Brussels (From left to right): Zachary Otero, Geordi Gonzales, Gigi Garcia


As I mentioned earlier, everyone in EST then reconvenes to present their research at the European Commission in Brussels. This is another weekend stay with a good amount of free time. Your main work encompasses all of Friday and Saturday morning. On Friday, you will hear from multiple EU officials about current government affairs. For instance, Brexit was a huge topic of discussion due to its recent installation. You’ll also be cold-called on your country and EU dilemma topics, so be prepared!

The following day, you will spend a few hours prepping a presentation for your individual dilemma (e.g., single market) and specified topic (which was tax avoidance for me). I was placed in a team with five others to present our findings in our respective countries. Then, we prepared for an impromptu Q&A panel right after. While it was a pretty stressful time trying to organize all of our information in one morning, everything went pretty smoothly. In the end, I ended up applying my research topics to other EU countries like the Netherlands and Malta to make it more universal. All in all, the on-site work at the European Commission was unique to Olin and a scenario I thought I’d never see in my education, let alone in my life.

In terms of Belgium itself: it is an underappreciated country for travel in my opinion. I found myself always finding new, unique sites like the beautiful gardens of the Mont des Arts and the Delirium Café and being obsessed with the food (nothing hits harder than official Belgian waffles and chocolate). After finishing up our presentations on Saturday, a few friends and I spent the rest of our time exploring Brussels and ended the night stumbling upon an outdoor disco ball party not too far away from the Grand Place. It was the best way to celebrate all our hard work being done if you ask me.

Brussels (From left to right): Alana Raper, Chris Theuerkauf, Mishtii Murari, Zachary Otero, Arthi Sekharan, Gigi Garcia, Wendy Bornhoeft, Geordi Gonzales


By far, the European Study Tour was one of the most fascinating rewarding programs I have ever participated in. Although composed of a large amount of research, seeing all your work come together at the end of EST is so satisfying. This is especially true when you’re further complimented by EU officials who acknowledge all the research that went into your final deliverable (I have never been so happy to have my knowledge on tax avoidance be appreciated).

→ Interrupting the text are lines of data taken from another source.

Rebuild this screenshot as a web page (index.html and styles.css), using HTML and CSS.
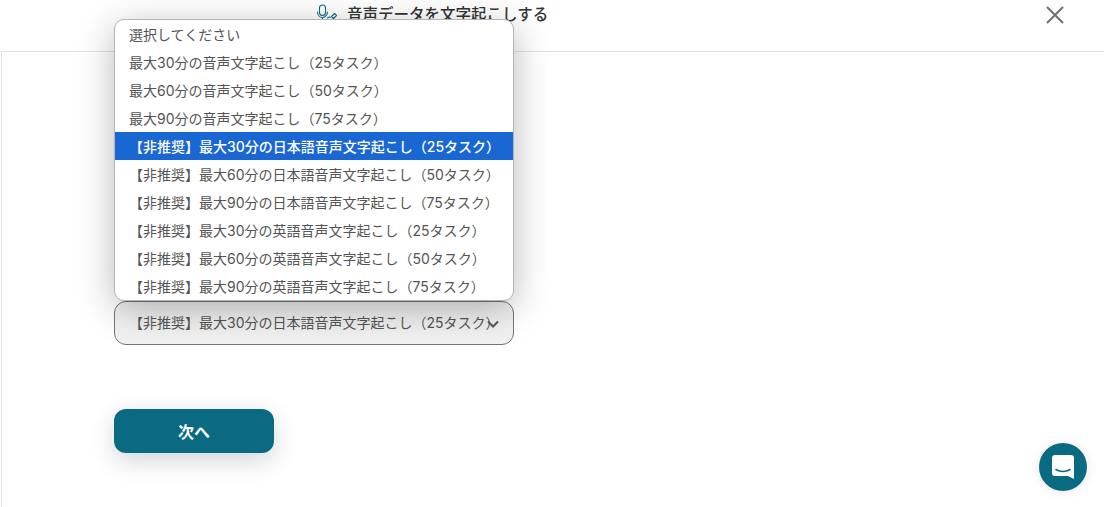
FILE: index.html
```html
<!DOCTYPE html>
<html lang="ja">
<head>
<meta charset="utf-8">
<title>音声データを文字起こしする</title>
<link rel="stylesheet" href="styles.css">
</head>
<body>
<div class="page">
  <header class="header">
    <div class="title">
      <svg class="mic" width="22" height="20" viewBox="0 0 22 20" fill="none" stroke="#0f6b82" stroke-width="1.100" stroke-linecap="round" stroke-linejoin="round">
        <rect x="3.500" y="1" width="6" height="10.500" rx="3"/>
        <path d="M1.500 8c0 3.300 2.300 5.500 5 5.500s5-2.200 5-5.500"/>
        <path d="M6.500 13.500v3"/>
        <path d="M15.500 12.500l3-3 2 2-3 3z"/>
        <path d="M11.500 14c1-1 2-1 3-1"/>
      </svg>
      <span class="title-text">音声データを文字起こしする</span>
    </div>
    <button class="close" aria-label="閉じる">
      <svg width="20" height="20" viewBox="0 0 20 20" stroke="#6f6f6f" stroke-width="2" fill="none"><path d="M2 2l16 16M18 2L2 18"/></svg>
    </button>
  </header>
  <main class="main">
    <div class="field">
      <ul class="menu">
        <li class="opt">選択してください</li>
        <li class="opt">最大30分の音声文字起こし（25タスク）</li>
        <li class="opt">最大60分の音声文字起こし（50タスク）</li>
        <li class="opt">最大90分の音声文字起こし（75タスク）</li>
        <li class="opt active">【非推奨】最大30分の日本語音声文字起こし（25タスク）</li>
        <li class="opt">【非推奨】最大60分の日本語音声文字起こし（50タスク）</li>
        <li class="opt">【非推奨】最大90分の日本語音声文字起こし（75タスク）</li>
        <li class="opt">【非推奨】最大30分の英語音声文字起こし（25タスク）</li>
        <li class="opt">【非推奨】最大60分の英語音声文字起こし（50タスク）</li>
        <li class="opt">【非推奨】最大90分の英語音声文字起こし（75タスク）</li>
      </ul>
      <div class="select">
        <span class="select-text">【非推奨】最大30分の日本語音声文字起こし（25タスク）</span>
        <svg class="chev" width="12" height="8" viewBox="0 0 12 8" fill="none" stroke="#555" stroke-width="2"><path d="M1 1.500l5 5 5-5"/></svg>
      </div>
    </div>
    <button class="next">次へ</button>
  </main>
  <button class="chat" aria-label="チャット">
    <svg width="22" height="24" viewBox="0 0 22 24"><path fill="#fff" d="M3 0h16a3 3 0 0 1 3 3v21l-6-3H3a3 3 0 0 1-3-3V3a3 3 0 0 1 3-3z"/><path d="M4 14.500c4 2.700 10 2.700 14 0" fill="none" stroke="#0a6a82" stroke-width="1.600" stroke-linecap="round"/></svg>
  </button>
</div>
</body>
</html>
```
FILE: styles.css
```css
* { box-sizing: border-box; }
html, body { margin: 0; height: 100%; }
body {
  background: #fff;
  overflow: hidden;
  font-family: Inter, "Noto Sans CJK JP", sans-serif;
  color: #555;
}
.page { position: relative; height: 507px; display: flex; flex-direction: column; }
.header {
  height: 52px;
  flex: none;
  border-bottom: 1px solid #e2e2e2;
  display: flex;
  align-items: flex-start;
  padding-left: 316px;
  padding-right: 39px;
}
.title { display: flex; align-items: center; gap: 9px; height: 28px; }
.mic { display: block; }
.title-text { font-size: 15.500px; font-weight: 500; color: #333; line-height: 28px; padding-top: 1px; }
.close {
  margin-left: auto;
  margin-top: 5px;
  padding: 0;
  border: 0;
  background: none;
  width: 20px;
  height: 20px;
}
.close svg { display: block; }
.main {
  flex: 1;
  margin-left: 1px;
  border-left: 1px solid #e2e2e2;
  padding: 249px 0 0 112px;
}
.field { position: relative; width: 400px; }
.menu {
  position: absolute;
  left: 0;
  bottom: 44px;
  width: 400px;
  margin: 0;
  padding: 0;
  list-style: none;
  background: #fff;
  border: 1px solid #b5b5b5;
  border-radius: 10px;
  box-shadow: 0 8px 36px rgba(0, 0, 0, .28);
  z-index: 2;
  overflow: hidden;
}
.opt {
  height: 28px;
  line-height: 28px;
  padding: 1px 0 0 14px;
  font-size: 14px;
  color: #555;
  white-space: nowrap;
}
.opt.active { background: #1967d2; color: #fff; font-weight: 500; }
.select {
  height: 44px;
  border: 1px solid #767676;
  border-radius: 12px;
  display: flex;
  align-items: center;
  padding: 0 14px;
  position: relative;
  font-size: 14px;
  line-height: 42px;
  color: #555;
  background: #f1f1f1;
}
.select-text { white-space: nowrap; overflow: hidden; flex: 1; }
.chev { position: absolute; right: 14px; top: 18px; }
.next {
  display: block;
  margin-top: 64px;
  width: 160px;
  height: 44px;
  border: 0;
  border-radius: 12px;
  background: #0a6a82;
  color: #fff;
  font-family: inherit;
  font-size: 16px;
  font-weight: 700;
  padding: 0 0 1px;
  box-shadow: 0 8px 24px rgba(0, 30, 50, .18);
}
.chat {
  position: absolute;
  left: 1039px;
  top: 443px;
  width: 48px;
  height: 48px;
  border: 0;
  border-radius: 50%;
  background: #0a6a82;
  box-shadow: 0 1px 12px rgba(0, 0, 0, .1);
  display: flex;
  align-items: center;
  justify-content: center;
  padding: 0;
}
```
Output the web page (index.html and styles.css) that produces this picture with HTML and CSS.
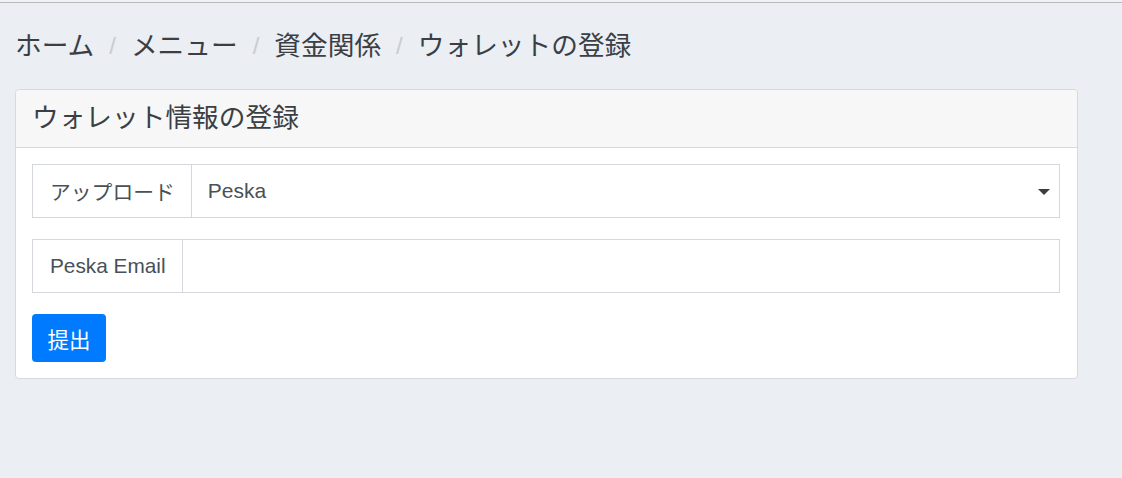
FILE: index.html
```html
<!DOCTYPE html>
<html lang="ja">
<head>
<meta charset="utf-8">
<title>ウォレットの登録</title>
<link rel="stylesheet" href="styles.css">
</head>
<body>
<div class="topbar"></div>
<main class="page">
  <nav class="breadcrumb">
    <span class="crumb">ホーム</span>
    <span class="sep">/</span>
    <span class="crumb">メニュー</span>
    <span class="sep">/</span>
    <span class="crumb">資金関係</span>
    <span class="sep">/</span>
    <span class="crumb active">ウォレットの登録</span>
  </nav>
  <section class="card">
    <header class="card-header">ウォレット情報の登録</header>
    <div class="card-body">
      <div class="input-group">
        <span class="group-label">アップロード</span>
        <div class="select">
          <span class="select-value">Peska</span>
          <svg class="caret" width="12" height="6" viewBox="0 0 12 6"><polygon points="0,0 12,0 6,6" fill="#3a3d41"/></svg>
        </div>
      </div>
      <div class="input-group">
        <span class="group-label">Peska Email</span>
        <input class="text-input" type="text">
      </div>
      <button class="btn" type="button">提出</button>
    </div>
  </section>
</main>
</body>
</html>
```
FILE: styles.css
```css
html, body {
  margin: 0;
  padding: 0;
}
body {
  background: #ebeef3;
  font-family: "Liberation Sans", "Noto Sans CJK JP", sans-serif;
  color: #343a40;
  height: 478px;
  overflow: hidden;
}
.topbar {
  height: 2px;
  background: #f0f2f5;
  border-bottom: 1px solid #b8b9bb;
}
.page {
  padding: 0 44px 0 15px;
}
.breadcrumb {
  display: flex;
  align-items: center;
  margin: 23px 0 23px 0;
  height: 40px;
  font-size: 26.7px;
  line-height: 40px;
  color: #3b3f44;
}
.sep {
  color: #c9ccd1;
  padding: 0 15px;
  font-size: 24px;
}
.card {
  background: #fff;
  border: 1px solid #d6d9de;
  border-radius: 4px;
}
.card-header {
  background: #f7f7f7;
  border-bottom: 1px solid #d6d9de;
  border-radius: 4px 4px 0 0;
  height: 57px;
  line-height: 56px;
  padding: 0 16px;
  font-size: 26.7px;
  color: #3b3f44;
}
.card-body {
  padding: 16px 17px 16px 16px;
  display: flex;
  flex-direction: column;
  align-items: flex-start;
}
.input-group {
  display: flex;
  align-self: stretch;
  height: 54px;
  margin-bottom: 21px;
}
.group-label {
  display: flex;
  align-items: center;
  padding: 0 16px 0 17px;
  border: 1px solid #d4d7db;
  background: #fff;
  font-size: 20.8px;
  color: #495057;
  white-space: nowrap;
}
.select {
  flex: 1;
  display: flex;
  align-items: center;
  justify-content: space-between;
  border: 1px solid #d4d7db;
  border-left: none;
  padding: 0 16px 0 16px;
  font-size: 21px;
  color: #495057;
}
.caret {
  display: block;
  margin-right: -7px;
  margin-top: 1px;
}
.text-input {
  flex: 1;
  border: 1px solid #d4d7db;
  border-left: none;
  margin: 0;
  padding: 0 16px;
  font: inherit;
  font-size: 21px;
  color: #495057;
  outline: none;
}
.btn {
  height: 48px;
  width: 74px;
  padding: 0;
  border: none;
  border-radius: 4px;
  background: #007bff;
  color: #fff;
  font-family: "Liberation Sans", "Noto Sans CJK JP", sans-serif;
  font-size: 21.5px;
  cursor: pointer;
}
```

Not only did EST give me an opportunity for more travel outside of my Spanish program, but it also gifted me with a heap of extremely useful talking points, ranging from Brexit to the Euro exchange. In a time when it seems like I never have anything to talk about anymore, I can always thank EST for a few dinner party conversation starters. I am excited to see how this program will evolve over the years, especially given the current situation today. To any Olin (or prospective) student out there weighing their abroad options, I couldn’t recommend it enough!

I am a senior in the Olin Business School at Washington University in St. Louis majoring in Marketing and minoring in Spanish and the Business of Entertainment. I live about a half-hour away from the Lou in Collinsville, IL a.k.a. “the home to the world’s largest ketchup bottle”! I plan on pursuing a career in marketing research and strategy, specifically in entertainment where I hope to improve accurate representation in television. I like to spend my free time reading, riding bike trails, binging TV series, hiking, adventuring with friends, and enjoying the occasional margarita at my family’s Mexican restaurant. I’m always open to new books or TV recommendations!